If the question is about soldering to pins vs an open hole, then I'd DEFINITELY choose the open hole!  If you do that, then you just put the tinned wire through the hole, apply heat to it and the pad, and flow some solder onto the two such that it is mechanically strong.  Soldering to pins works just fine so I guess it's just preference.

And yeah, I would be concerned about interference with the original transmitters installed.  Good call on just clipping them if you don't think you'll ever need them again!  I always keep that type of stuff for some reason knowing that I'll likely never find anything to do with it.   :dunno

Smeghead:

Thanks for the help.
I've got my hands on a good PS2 mouse, but I need to use a PS2-USB connector as my PC doesnt have PS2
Does that alter things any?
Im still not getting the power part.

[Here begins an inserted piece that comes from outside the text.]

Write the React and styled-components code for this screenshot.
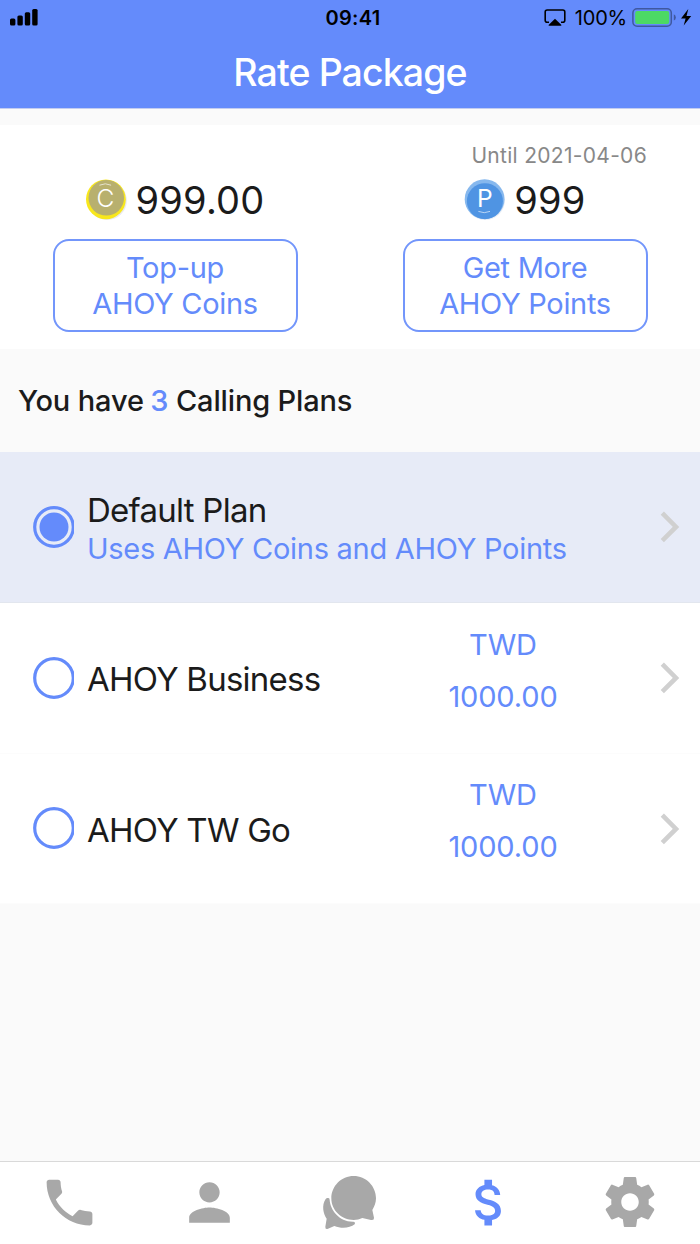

I need to tap the ground and power wire from the trackball into the wires on the long mouse cable to get power?
Or the trackball will draw power from the main circuit board when I attack the x/y wires where the receiver chips used  to be?

bkenobi:

I haven't done a trackball hack and have never worked with an arcade trackball beyond looking at Happs.  What I can say is that on my Atari encoder boards that fit my steering wheels, there are 5 wires on the mouse (2 for transmitter, 3 for receiver) for each axis that connected to 4 wires for each wheel (1 axis).

The mouse wires are +5v, ground (for transmitter), +5v, ground (for receiver) and signal.  I think one of the wires on the Atari board is not connected, so that means you need 3 wires for one axis or 4 wires for 2 axis.

BobA:

Link to mouse/trackball hack info.

LINK

EwJ:

Also see link to pdf at bottom of page here.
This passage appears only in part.